╭─ DATA LINES

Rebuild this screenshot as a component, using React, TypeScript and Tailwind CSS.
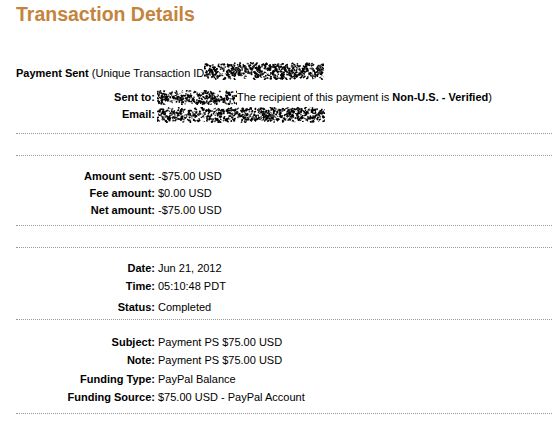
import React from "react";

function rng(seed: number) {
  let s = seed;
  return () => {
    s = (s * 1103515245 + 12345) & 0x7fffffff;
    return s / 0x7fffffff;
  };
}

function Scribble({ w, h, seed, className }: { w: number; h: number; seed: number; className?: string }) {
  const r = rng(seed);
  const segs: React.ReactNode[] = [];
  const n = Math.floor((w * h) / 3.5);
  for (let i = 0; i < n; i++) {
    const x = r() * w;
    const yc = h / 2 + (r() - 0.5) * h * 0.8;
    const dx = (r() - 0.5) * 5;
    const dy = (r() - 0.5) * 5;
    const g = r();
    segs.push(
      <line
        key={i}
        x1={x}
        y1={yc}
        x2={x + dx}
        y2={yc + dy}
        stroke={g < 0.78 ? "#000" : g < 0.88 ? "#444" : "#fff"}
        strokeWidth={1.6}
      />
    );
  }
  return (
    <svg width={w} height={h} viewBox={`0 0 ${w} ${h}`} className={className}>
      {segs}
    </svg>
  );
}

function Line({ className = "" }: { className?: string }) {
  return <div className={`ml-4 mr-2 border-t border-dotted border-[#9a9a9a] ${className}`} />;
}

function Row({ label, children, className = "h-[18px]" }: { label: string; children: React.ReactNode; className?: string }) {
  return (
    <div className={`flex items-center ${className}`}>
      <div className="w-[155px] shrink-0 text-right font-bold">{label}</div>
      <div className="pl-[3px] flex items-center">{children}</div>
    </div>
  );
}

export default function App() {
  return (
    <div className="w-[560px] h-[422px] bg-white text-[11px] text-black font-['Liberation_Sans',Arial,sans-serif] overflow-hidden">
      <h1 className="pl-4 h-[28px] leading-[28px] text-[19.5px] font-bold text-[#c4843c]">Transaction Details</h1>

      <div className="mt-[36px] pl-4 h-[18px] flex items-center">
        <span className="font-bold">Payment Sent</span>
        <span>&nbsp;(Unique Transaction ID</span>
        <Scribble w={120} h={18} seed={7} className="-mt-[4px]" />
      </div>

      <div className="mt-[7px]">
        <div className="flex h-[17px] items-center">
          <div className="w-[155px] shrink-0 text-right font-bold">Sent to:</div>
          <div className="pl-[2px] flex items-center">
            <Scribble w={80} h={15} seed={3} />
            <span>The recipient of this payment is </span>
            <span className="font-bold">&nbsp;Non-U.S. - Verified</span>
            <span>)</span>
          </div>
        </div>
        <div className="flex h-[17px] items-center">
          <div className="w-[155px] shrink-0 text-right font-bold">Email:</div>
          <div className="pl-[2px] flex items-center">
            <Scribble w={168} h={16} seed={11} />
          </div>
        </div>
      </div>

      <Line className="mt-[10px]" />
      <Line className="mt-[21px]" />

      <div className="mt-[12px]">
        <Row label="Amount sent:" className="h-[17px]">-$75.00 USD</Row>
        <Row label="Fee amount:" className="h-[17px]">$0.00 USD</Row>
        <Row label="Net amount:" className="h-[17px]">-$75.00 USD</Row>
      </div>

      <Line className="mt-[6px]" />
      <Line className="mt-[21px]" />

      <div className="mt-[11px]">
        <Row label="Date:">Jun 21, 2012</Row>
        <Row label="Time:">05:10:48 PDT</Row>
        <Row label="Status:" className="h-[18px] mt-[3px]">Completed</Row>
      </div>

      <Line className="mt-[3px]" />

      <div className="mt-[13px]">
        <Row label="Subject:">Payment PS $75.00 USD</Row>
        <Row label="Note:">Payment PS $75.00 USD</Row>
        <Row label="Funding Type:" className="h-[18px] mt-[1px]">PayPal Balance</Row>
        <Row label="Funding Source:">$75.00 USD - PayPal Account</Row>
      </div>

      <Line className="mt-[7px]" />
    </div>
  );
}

╰─

## JOB
Scan the lines for the string "this". Pick out every line that has it.

## TASK SOLUTION
Rebuild this screenshot as a component, using React, TypeScript and Tailwind CSS.
            <span>The recipient of this payment is </span>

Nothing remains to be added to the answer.